Rising real estate prices and serial “cash-out” refinance transactions has the IRS licking their chops. Mortgage interest deductions are limited to the acquisition indebtedness plus a maximum of $100,000 for home equity indebtedness. Scofflaws have taken advantage of the fact that the IRS is not able to track the segregation of loan transactions by loan proceeds usage. In fact, your friendly CPA has probably told you “not to worry about it” when you erroneously overdeduct the mortgage interest for the loans you’ve taken against your home.
That’s about to change. The IRS is requiring lenders to report any and all cash-out refinance transactions this year on the Form 1098. This now gives Big Brother an opportunity to segregate new loans by proceeds usage and set a trap for the willing tax scofflaw.
Let me give you an example: Bill and Jacqueline bought a beautiful home in Houston, TX for $250,000 in 1998. They put $100,000 down and took a $150,000, 30 year mortgage. They set their acquisition indebtedness at $150,000 but were reducing it as they paid the loan through an amortizing loan. In 2003, they refinanced $140,000 into a 15 year, low rate loan as their home value grew to $340,000. They plan to refinance their home in 2012 to pay for their twins education at the University of Texas. They recognize that they’ll need about $200,000 for the twins’ education but figure that they’ll be well under the acquisition indebtedness plus home equity indebtedness limit for tax deductibility of mortgages.
They’ll owe about $35,000, borrow $200,000, and be well under that figure…right?
WRONG. Acquisition Indebtedness is reduced by an amortizing loan, in their case, it is reduced to about $35,000. Add the $100,000 for the home equity indebtedness and their limit for the deductibility of interest will be closer to $135,000. The interest on $100,000 of that loan won’t be tax deductible, costing them about $2,000 to $4,000 in extra income taxes each year.
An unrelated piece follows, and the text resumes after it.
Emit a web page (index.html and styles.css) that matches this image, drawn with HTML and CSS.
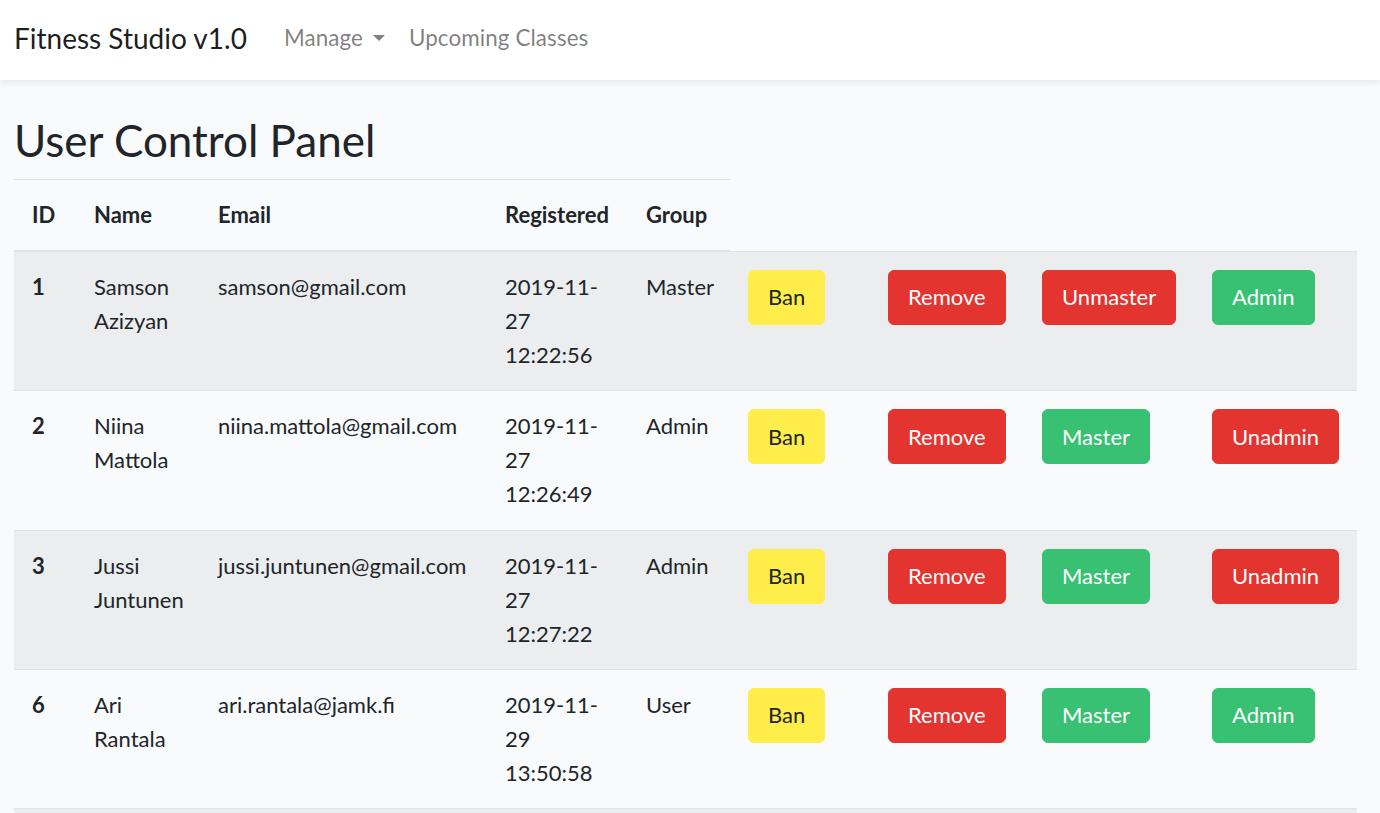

…and they WILL get caught. The IRS is following the money now. If you’ve used your home as an ATM and haven’t reinvested the proceeds or improved your property, you may get stuck owing YEARS of taxes.
Pick the right Realtor, mortgage professional, and CPA when buying a home. If you thought dealing with a professional was expensive, wait until you find out how much dealing with an amateur costs.
Jeff Brown says:
As you’re aware Brian, this one slipped by me, as I’m sure it has for most.
You’ve combined the principles of working with pros and doing things on purpose – and as usual, seamlessly.
I wonder how many hundreds will not be caught in this new web because of this post?
June 21, 2007 — 9:36 am
Dan Green says:
That last line is the winner.
June 21, 2007 — 9:39 am
Marc Brinitzer says:
Love it Brian. Great stuff! Although I was aware of this issue, I hadn’t realized that any principal pay down forever reduces the original acquisition indebtedness.
I want to rethink how I advise clients on use of leverage, interest-only loans, and accelerating principal pay down.
June 21, 2007 — 5:34 pm
Nathan Mathews says:
Brian,
Thank you for talking about this issue, you are right, people have been taking advantage of this extra write off for years unaware of the potential problem. Doug Andrew the author of the best selling books Missed Fortune and Missed Fortune 101 has been preaching about acquisition indebtedness for years and he says in his experience that 99 out of 100 CPA’s are unware or misunderstand the law.
Thanks,
Nathan
June 22, 2007 — 9:55 am
Brian Brady says:
Nathan,
I enjoyed Doug’s talk earlier this month at Strategic Equity Summit in Vegas. That got me researching the issue.
June 22, 2007 — 11:24 pm
Gena Riede says:
Brian, this is an excellent article and was disappointed when it ended. Loved your example and would like to hear more. Just what should these people do that want to pay for their children’s education…your suggestion???
June 25, 2007 — 6:57 am
San Antonio Lawyer says:
I have to agree with Dan Green on this one. It’s all said in that last line. Great post!